WHAT YOU ARE ASKED TO DO
Give the listing again character for character, but drop the images.

COLLECTED MATERIAL
= = =
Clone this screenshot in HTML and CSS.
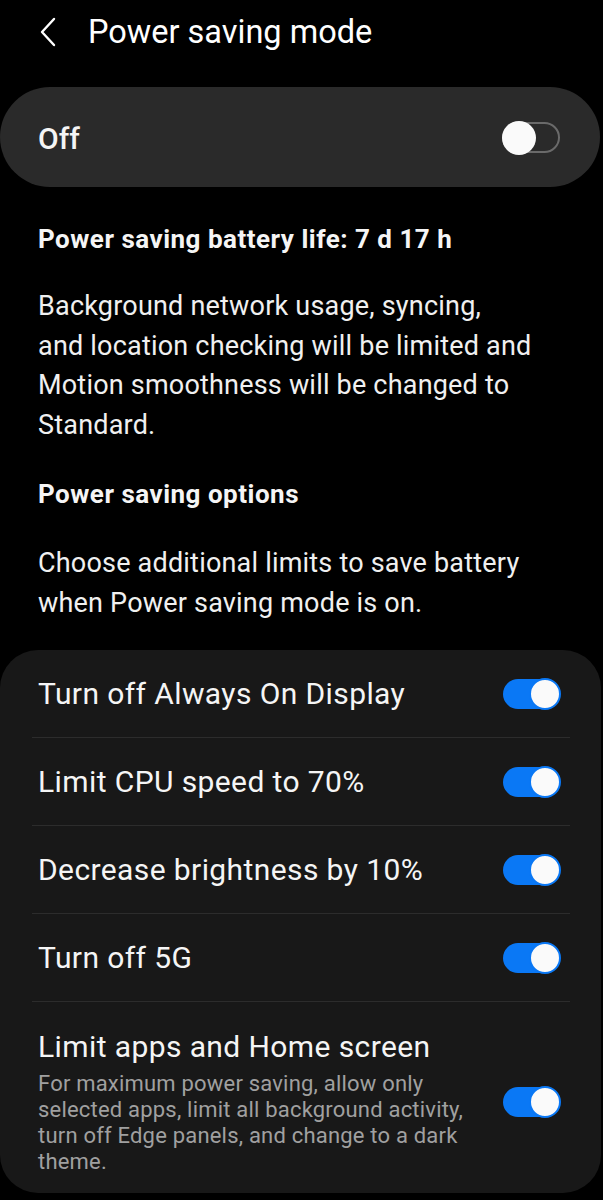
FILE: index.html
```html
<!DOCTYPE html>
<html lang="en">
<head>
    <meta charset="UTF-8">
    <meta name="viewport" content="width=device-width, initial-scale=1.0">
    <title>Power saving mode</title>
    <link rel="stylesheet" href="styles.css">
</head>
<body>
    <header class="top-bar">
        <svg class="back" width="18" height="30" viewBox="0 0 18 30">
            <path d="M15 2 L3 15 L15 28" fill="none" stroke="#ffffff" stroke-width="2.4" stroke-linecap="round" stroke-linejoin="round"/>
        </svg>
        <h1>Power saving mode</h1>
    </header>

    <div class="master">
        <span class="master-label">Off</span>
        <span class="switch"><span class="knob"></span></span>
    </div>

    <section class="info">
        <h2>Power saving battery life: 7 d 17 h</h2>
        <p>Background network usage, syncing,<br>and location checking will be limited and Motion smoothness will be changed to Standard.</p>
        <h2>Power saving options</h2>
        <p>Choose additional limits to save battery when Power saving mode is on.</p>
    </section>

    <div class="options">
        <div class="row">
            <div class="row-text"><div class="row-title">Turn off Always On Display</div></div>
            <span class="switch on"><span class="knob"></span></span>
        </div>
        <div class="row">
            <div class="row-text"><div class="row-title">Limit CPU speed to 70%</div></div>
            <span class="switch on"><span class="knob"></span></span>
        </div>
        <div class="row">
            <div class="row-text"><div class="row-title">Decrease brightness by 10%</div></div>
            <span class="switch on"><span class="knob"></span></span>
        </div>
        <div class="row">
            <div class="row-text"><div class="row-title">Turn off 5G</div></div>
            <span class="switch on"><span class="knob"></span></span>
        </div>
        <div class="row tall">
            <div class="row-text">
                <div class="row-title">Limit apps and Home screen</div>
                <div class="row-sub">For maximum power saving, allow only selected apps, limit all background activity, turn off Edge panels, and change to a dark theme.</div>
            </div>
            <span class="switch on"><span class="knob"></span></span>
        </div>
    </div>
</body>
</html>
```

FILE: styles.css
```css
body {
    margin: 0;
    background-color: #000000;
    color: #f5f5f5;
    font-family: Roboto, "Noto Sans", sans-serif;
    width: 603px;
}
.top-bar {
    display: flex;
    align-items: center;
    height: 64px;
    padding-left: 39px;
}
.back {
    display: block;
}
.top-bar h1 {
    margin: 0 0 0 31px;
    font-size: 32.5px;
    font-weight: 400;
    color: #ffffff;
}
.master {
    display: flex;
    align-items: center;
    justify-content: space-between;
    height: 100px;
    margin: 23px 3px 0 0;
    padding: 0 40px 0 38px;
    background-color: #2a2a2a;
    border-radius: 50px;
}
.master-label {
    font-size: 30px;
    font-weight: 500;
    padding-top: 2px;
}
.info {
    padding: 34px 38px 0;
}
.info h2 {
    margin: 0;
    font-size: 26px;
    font-weight: 700;
    letter-spacing: 0.5px;
    line-height: 36px;
}
.info p {
    margin: 30px 0 31px;
    font-size: 27px;
    letter-spacing: 0.2px;
    line-height: 39.5px;
    color: #f0f0f0;
}
.info h2 + p + h2 + p {
    margin-top: 32px;
    margin-bottom: 27px;
}
.options {
    margin: 0 2px 0 0;
    background-color: #181818;
    border-radius: 38px;
    padding: 0 0 18px;
}
.row {
    display: flex;
    align-items: center;
    justify-content: space-between;
    height: 88px;
    margin: 0 31px 0 32px;
    padding: 0 11px 0 6px;
    border-bottom: 1px solid #2c2c2c;
    box-sizing: border-box;
}
.row.tall {
    height: auto;
    padding-top: 27px;
    padding-bottom: 0;
    border-bottom: none;
}
.row-text {
    flex: 1;
    min-width: 0;
}
.row-title {
    font-size: 30px;
    letter-spacing: 0.4px;
    color: #f5f5f5;
}
.row-sub {
    margin-top: 7px;
    padding-right: 28px;
    font-size: 22px;
    letter-spacing: 0.2px;
    line-height: 26px;
    color: #a0a0a0;
}
.switch {
    position: relative;
    flex: none;
    width: 58px;
    height: 31px;
    border: 2px solid #6a6a6a;
    border-radius: 17px;
    box-sizing: border-box;
}
.switch .knob {
    position: absolute;
    left: -2px;
    top: -3px;
    width: 34px;
    height: 34px;
    border-radius: 50%;
    background-color: #fafafa;
}
.switch.on {
    width: 56px;
    height: 30px;
    border: none;
    background-color: #0a78f5;
}
.switch.on .knob {
    left: auto;
    right: -2px;
    top: -1px;
    width: 32px;
    height: 32px;
    box-sizing: border-box;
    border: 2px solid #0a78f5;
}
```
= = =
PROBLEM SOLUTION
Clone this screenshot in HTML and CSS.
FILE: index.html
```html
<!DOCTYPE html>
<html lang="en">
<head>
    <meta charset="UTF-8">
    <meta name="viewport" content="width=device-width, initial-scale=1.0">
    <title>Power saving mode</title>
    <link rel="stylesheet" href="styles.css">
</head>
<body>
    <header class="top-bar">
        <svg class="back" width="18" height="30" viewBox="0 0 18 30">
            <path d="M15 2 L3 15 L15 28" fill="none" stroke="#ffffff" stroke-width="2.4" stroke-linecap="round" stroke-linejoin="round"/>
        </svg>
        <h1>Power saving mode</h1>
    </header>

    <div class="master">
        <span class="master-label">Off</span>
        <span class="switch"><span class="knob"></span></span>
    </div>

    <section class="info">
        <h2>Power saving battery life: 7 d 17 h</h2>
        <p>Background network usage, syncing,<br>and location checking will be limited and Motion smoothness will be changed to Standard.</p>
        <h2>Power saving options</h2>
        <p>Choose additional limits to save battery when Power saving mode is on.</p>
    </section>

    <div class="options">
        <div class="row">
            <div class="row-text"><div class="row-title">Turn off Always On Display</div></div>
            <span class="switch on"><span class="knob"></span></span>
        </div>
        <div class="row">
            <div class="row-text"><div class="row-title">Limit CPU speed to 70%</div></div>
            <span class="switch on"><span class="knob"></span></span>
        </div>
        <div class="row">
            <div class="row-text"><div class="row-title">Decrease brightness by 10%</div></div>
            <span class="switch on"><span class="knob"></span></span>
        </div>
        <div class="row">
            <div class="row-text"><div class="row-title">Turn off 5G</div></div>
            <span class="switch on"><span class="knob"></span></span>
        </div>
        <div class="row tall">
            <div class="row-text">
                <div class="row-title">Limit apps and Home screen</div>
                <div class="row-sub">For maximum power saving, allow only selected apps, limit all background activity, turn off Edge panels, and change to a dark theme.</div>
            </div>
            <span class="switch on"><span class="knob"></span></span>
        </div>
    </div>
</body>
</html>
```

FILE: styles.css
```css
body {
    margin: 0;
    background-color: #000000;
    color: #f5f5f5;
    font-family: Roboto, "Noto Sans", sans-serif;
    width: 603px;
}
.top-bar {
    display: flex;
    align-items: center;
    height: 64px;
    padding-left: 39px;
}
.back {
    display: block;
}
.top-bar h1 {
    margin: 0 0 0 31px;
    font-size: 32.5px;
    font-weight: 400;
    color: #ffffff;
}
.master {
    display: flex;
    align-items: center;
    justify-content: space-between;
    height: 100px;
    margin: 23px 3px 0 0;
    padding: 0 40px 0 38px;
    background-color: #2a2a2a;
    border-radius: 50px;
}
.master-label {
    font-size: 30px;
    font-weight: 500;
    padding-top: 2px;
}
.info {
    padding: 34px 38px 0;
}
.info h2 {
    margin: 0;
    font-size: 26px;
    font-weight: 700;
    letter-spacing: 0.5px;
    line-height: 36px;
}
.info p {
    margin: 30px 0 31px;
    font-size: 27px;
    letter-spacing: 0.2px;
    line-height: 39.5px;
    color: #f0f0f0;
}
.info h2 + p + h2 + p {
    margin-top: 32px;
    margin-bottom: 27px;
}
.options {
    margin: 0 2px 0 0;
    background-color: #181818;
    border-radius: 38px;
    padding: 0 0 18px;
}
.row {
    display: flex;
    align-items: center;
    justify-content: space-between;
    height: 88px;
    margin: 0 31px 0 32px;
    padding: 0 11px 0 6px;
    border-bottom: 1px solid #2c2c2c;
    box-sizing: border-box;
}
.row.tall {
    height: auto;
    padding-top: 27px;
    padding-bottom: 0;
    border-bottom: none;
}
.row-text {
    flex: 1;
    min-width: 0;
}
.row-title {
    font-size: 30px;
    letter-spacing: 0.4px;
    color: #f5f5f5;
}
.row-sub {
    margin-top: 7px;
    padding-right: 28px;
    font-size: 22px;
    letter-spacing: 0.2px;
    line-height: 26px;
    color: #a0a0a0;
}
.switch {
    position: relative;
    flex: none;
    width: 58px;
    height: 31px;
    border: 2px solid #6a6a6a;
    border-radius: 17px;
    box-sizing: border-box;
}
.switch .knob {
    position: absolute;
    left: -2px;
    top: -3px;
    width: 34px;
    height: 34px;
    border-radius: 50%;
    background-color: #fafafa;
}
.switch.on {
    width: 56px;
    height: 30px;
    border: none;
    background-color: #0a78f5;
}
.switch.on .knob {
    left: auto;
    right: -2px;
    top: -1px;
    width: 32px;
    height: 32px;
    box-sizing: border-box;
    border: 2px solid #0a78f5;
}
```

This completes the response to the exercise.